Problem requirements: Transcribe the records exactly. Pictures do not belong in the transcription.

Records with interface code:
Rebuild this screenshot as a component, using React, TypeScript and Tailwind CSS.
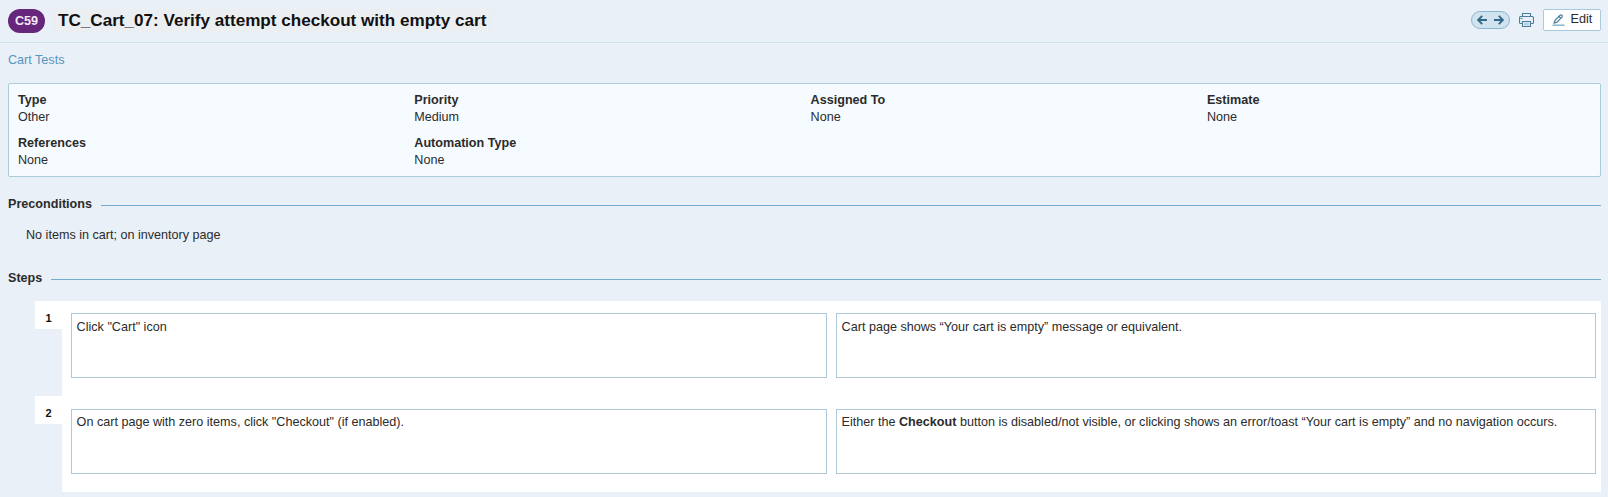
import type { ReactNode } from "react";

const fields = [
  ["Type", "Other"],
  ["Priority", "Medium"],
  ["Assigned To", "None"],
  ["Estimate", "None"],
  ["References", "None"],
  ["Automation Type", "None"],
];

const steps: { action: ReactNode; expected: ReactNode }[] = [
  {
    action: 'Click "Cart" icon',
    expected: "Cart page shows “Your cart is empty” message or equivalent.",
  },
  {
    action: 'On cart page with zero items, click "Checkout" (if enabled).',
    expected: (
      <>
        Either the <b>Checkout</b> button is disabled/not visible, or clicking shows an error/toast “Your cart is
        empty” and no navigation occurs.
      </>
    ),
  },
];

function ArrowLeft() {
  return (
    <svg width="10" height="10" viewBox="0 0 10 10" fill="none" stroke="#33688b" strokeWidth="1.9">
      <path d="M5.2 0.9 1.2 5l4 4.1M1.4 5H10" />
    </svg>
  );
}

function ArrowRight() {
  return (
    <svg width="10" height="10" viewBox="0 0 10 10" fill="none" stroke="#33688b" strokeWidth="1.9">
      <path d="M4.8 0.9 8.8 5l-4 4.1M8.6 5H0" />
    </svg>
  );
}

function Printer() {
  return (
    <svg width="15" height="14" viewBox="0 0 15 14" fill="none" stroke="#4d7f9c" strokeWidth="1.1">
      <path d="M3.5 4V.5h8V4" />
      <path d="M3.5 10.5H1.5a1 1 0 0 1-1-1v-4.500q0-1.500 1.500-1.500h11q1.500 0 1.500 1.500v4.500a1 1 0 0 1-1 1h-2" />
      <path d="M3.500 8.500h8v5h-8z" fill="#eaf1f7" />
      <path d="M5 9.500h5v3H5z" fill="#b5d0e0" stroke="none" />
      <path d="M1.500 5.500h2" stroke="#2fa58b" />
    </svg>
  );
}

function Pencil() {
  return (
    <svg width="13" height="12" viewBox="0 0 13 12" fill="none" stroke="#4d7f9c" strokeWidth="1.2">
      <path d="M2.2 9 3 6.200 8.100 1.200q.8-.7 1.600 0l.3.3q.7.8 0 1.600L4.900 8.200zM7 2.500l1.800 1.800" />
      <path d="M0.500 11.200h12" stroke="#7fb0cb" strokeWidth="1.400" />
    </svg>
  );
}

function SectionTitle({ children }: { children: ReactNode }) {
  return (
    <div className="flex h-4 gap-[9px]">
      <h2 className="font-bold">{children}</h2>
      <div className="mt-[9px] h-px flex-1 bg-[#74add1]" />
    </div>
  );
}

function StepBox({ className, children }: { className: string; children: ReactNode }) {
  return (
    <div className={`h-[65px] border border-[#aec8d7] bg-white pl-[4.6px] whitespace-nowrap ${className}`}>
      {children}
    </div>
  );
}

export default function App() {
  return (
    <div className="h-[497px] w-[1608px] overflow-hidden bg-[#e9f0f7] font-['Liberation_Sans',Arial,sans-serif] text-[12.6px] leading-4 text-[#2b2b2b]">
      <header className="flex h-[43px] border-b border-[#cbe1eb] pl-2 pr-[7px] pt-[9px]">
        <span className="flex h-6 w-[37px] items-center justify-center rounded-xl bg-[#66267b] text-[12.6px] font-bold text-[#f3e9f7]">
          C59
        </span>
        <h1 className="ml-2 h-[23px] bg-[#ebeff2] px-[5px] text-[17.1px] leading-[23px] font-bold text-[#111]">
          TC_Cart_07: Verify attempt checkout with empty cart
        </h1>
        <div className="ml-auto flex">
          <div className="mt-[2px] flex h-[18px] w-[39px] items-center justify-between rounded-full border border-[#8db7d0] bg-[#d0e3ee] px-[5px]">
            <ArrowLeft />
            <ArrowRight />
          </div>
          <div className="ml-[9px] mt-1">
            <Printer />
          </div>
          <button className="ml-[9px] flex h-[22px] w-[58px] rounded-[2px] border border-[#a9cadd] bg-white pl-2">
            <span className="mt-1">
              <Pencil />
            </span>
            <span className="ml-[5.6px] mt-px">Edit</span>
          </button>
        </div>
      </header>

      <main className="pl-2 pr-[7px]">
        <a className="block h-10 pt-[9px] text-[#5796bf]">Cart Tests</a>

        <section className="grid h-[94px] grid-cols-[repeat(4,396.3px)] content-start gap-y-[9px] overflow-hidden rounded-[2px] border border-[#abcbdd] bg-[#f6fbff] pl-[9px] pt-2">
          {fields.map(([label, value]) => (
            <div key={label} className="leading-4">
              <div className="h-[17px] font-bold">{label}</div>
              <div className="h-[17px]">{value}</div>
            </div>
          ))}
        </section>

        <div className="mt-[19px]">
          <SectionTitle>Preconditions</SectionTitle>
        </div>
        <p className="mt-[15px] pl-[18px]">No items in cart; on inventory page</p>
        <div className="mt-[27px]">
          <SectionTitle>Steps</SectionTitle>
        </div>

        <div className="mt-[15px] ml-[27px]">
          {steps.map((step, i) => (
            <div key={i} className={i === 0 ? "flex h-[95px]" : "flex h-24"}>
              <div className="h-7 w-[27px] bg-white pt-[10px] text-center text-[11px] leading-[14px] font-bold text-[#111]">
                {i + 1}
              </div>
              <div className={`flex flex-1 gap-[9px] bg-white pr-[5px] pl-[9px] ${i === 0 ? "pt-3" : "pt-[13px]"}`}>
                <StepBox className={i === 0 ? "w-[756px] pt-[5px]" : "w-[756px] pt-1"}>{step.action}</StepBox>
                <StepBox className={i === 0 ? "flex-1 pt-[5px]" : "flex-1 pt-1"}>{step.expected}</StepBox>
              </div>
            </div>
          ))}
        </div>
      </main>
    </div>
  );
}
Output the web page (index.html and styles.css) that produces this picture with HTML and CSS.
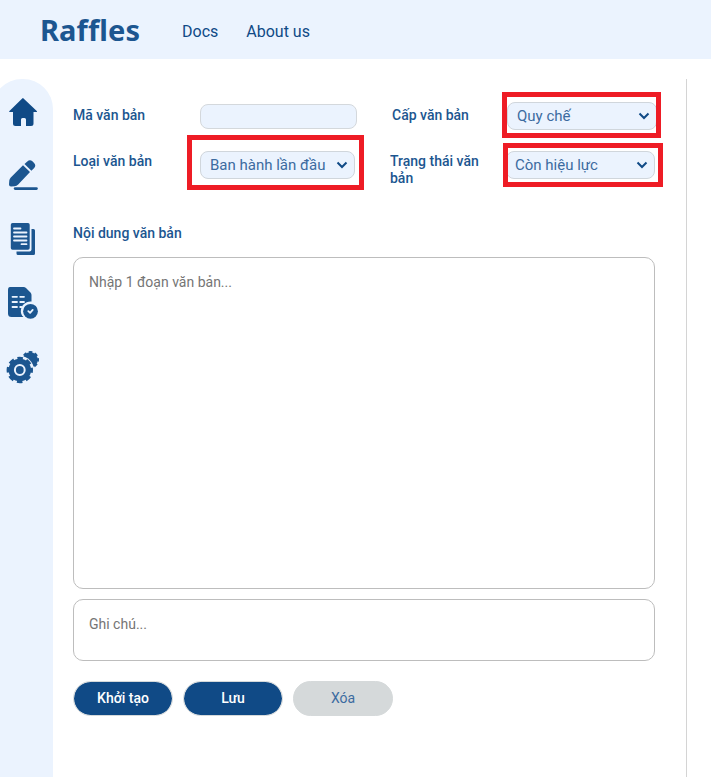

Solution:
Rebuild this screenshot as a component, using React, TypeScript and Tailwind CSS.
import type { ReactNode } from "react";

const fields = [
  ["Type", "Other"],
  ["Priority", "Medium"],
  ["Assigned To", "None"],
  ["Estimate", "None"],
  ["References", "None"],
  ["Automation Type", "None"],
];

const steps: { action: ReactNode; expected: ReactNode }[] = [
  {
    action: 'Click "Cart" icon',
    expected: "Cart page shows “Your cart is empty” message or equivalent.",
  },
  {
    action: 'On cart page with zero items, click "Checkout" (if enabled).',
    expected: (
      <>
        Either the <b>Checkout</b> button is disabled/not visible, or clicking shows an error/toast “Your cart is
        empty” and no navigation occurs.
      </>
    ),
  },
];

function ArrowLeft() {
  return (
    <svg width="10" height="10" viewBox="0 0 10 10" fill="none" stroke="#33688b" strokeWidth="1.9">
      <path d="M5.2 0.9 1.2 5l4 4.1M1.4 5H10" />
    </svg>
  );
}

function ArrowRight() {
  return (
    <svg width="10" height="10" viewBox="0 0 10 10" fill="none" stroke="#33688b" strokeWidth="1.9">
      <path d="M4.8 0.9 8.8 5l-4 4.1M8.6 5H0" />
    </svg>
  );
}

function Printer() {
  return (
    <svg width="15" height="14" viewBox="0 0 15 14" fill="none" stroke="#4d7f9c" strokeWidth="1.1">
      <path d="M3.5 4V.5h8V4" />
      <path d="M3.5 10.5H1.5a1 1 0 0 1-1-1v-4.500q0-1.500 1.500-1.500h11q1.500 0 1.500 1.500v4.500a1 1 0 0 1-1 1h-2" />
      <path d="M3.500 8.500h8v5h-8z" fill="#eaf1f7" />
      <path d="M5 9.500h5v3H5z" fill="#b5d0e0" stroke="none" />
      <path d="M1.500 5.500h2" stroke="#2fa58b" />
    </svg>
  );
}

function Pencil() {
  return (
    <svg width="13" height="12" viewBox="0 0 13 12" fill="none" stroke="#4d7f9c" strokeWidth="1.2">
      <path d="M2.2 9 3 6.200 8.100 1.200q.8-.7 1.600 0l.3.3q.7.8 0 1.600L4.900 8.200zM7 2.500l1.800 1.800" />
      <path d="M0.500 11.200h12" stroke="#7fb0cb" strokeWidth="1.400" />
    </svg>
  );
}

function SectionTitle({ children }: { children: ReactNode }) {
  return (
    <div className="flex h-4 gap-[9px]">
      <h2 className="font-bold">{children}</h2>
      <div className="mt-[9px] h-px flex-1 bg-[#74add1]" />
    </div>
  );
}

function StepBox({ className, children }: { className: string; children: ReactNode }) {
  return (
    <div className={`h-[65px] border border-[#aec8d7] bg-white pl-[4.6px] whitespace-nowrap ${className}`}>
      {children}
    </div>
  );
}

export default function App() {
  return (
    <div className="h-[497px] w-[1608px] overflow-hidden bg-[#e9f0f7] font-['Liberation_Sans',Arial,sans-serif] text-[12.6px] leading-4 text-[#2b2b2b]">
      <header className="flex h-[43px] border-b border-[#cbe1eb] pl-2 pr-[7px] pt-[9px]">
        <span className="flex h-6 w-[37px] items-center justify-center rounded-xl bg-[#66267b] text-[12.6px] font-bold text-[#f3e9f7]">
          C59
        </span>
        <h1 className="ml-2 h-[23px] bg-[#ebeff2] px-[5px] text-[17.1px] leading-[23px] font-bold text-[#111]">
          TC_Cart_07: Verify attempt checkout with empty cart
        </h1>
        <div className="ml-auto flex">
          <div className="mt-[2px] flex h-[18px] w-[39px] items-center justify-between rounded-full border border-[#8db7d0] bg-[#d0e3ee] px-[5px]">
            <ArrowLeft />
            <ArrowRight />
          </div>
          <div className="ml-[9px] mt-1">
            <Printer />
          </div>
          <button className="ml-[9px] flex h-[22px] w-[58px] rounded-[2px] border border-[#a9cadd] bg-white pl-2">
            <span className="mt-1">
              <Pencil />
            </span>
            <span className="ml-[5.6px] mt-px">Edit</span>
          </button>
        </div>
      </header>

      <main className="pl-2 pr-[7px]">
        <a className="block h-10 pt-[9px] text-[#5796bf]">Cart Tests</a>

        <section className="grid h-[94px] grid-cols-[repeat(4,396.3px)] content-start gap-y-[9px] overflow-hidden rounded-[2px] border border-[#abcbdd] bg-[#f6fbff] pl-[9px] pt-2">
          {fields.map(([label, value]) => (
            <div key={label} className="leading-4">
              <div className="h-[17px] font-bold">{label}</div>
              <div className="h-[17px]">{value}</div>
            </div>
          ))}
        </section>

        <div className="mt-[19px]">
          <SectionTitle>Preconditions</SectionTitle>
        </div>
        <p className="mt-[15px] pl-[18px]">No items in cart; on inventory page</p>
        <div className="mt-[27px]">
          <SectionTitle>Steps</SectionTitle>
        </div>

        <div className="mt-[15px] ml-[27px]">
          {steps.map((step, i) => (
            <div key={i} className={i === 0 ? "flex h-[95px]" : "flex h-24"}>
              <div className="h-7 w-[27px] bg-white pt-[10px] text-center text-[11px] leading-[14px] font-bold text-[#111]">
                {i + 1}
              </div>
              <div className={`flex flex-1 gap-[9px] bg-white pr-[5px] pl-[9px] ${i === 0 ? "pt-3" : "pt-[13px]"}`}>
                <StepBox className={i === 0 ? "w-[756px] pt-[5px]" : "w-[756px] pt-1"}>{step.action}</StepBox>
                <StepBox className={i === 0 ? "flex-1 pt-[5px]" : "flex-1 pt-1"}>{step.expected}</StepBox>
              </div>
            </div>
          ))}
        </div>
      </main>
    </div>
  );
}
Output the web page (index.html and styles.css) that produces this picture with HTML and CSS.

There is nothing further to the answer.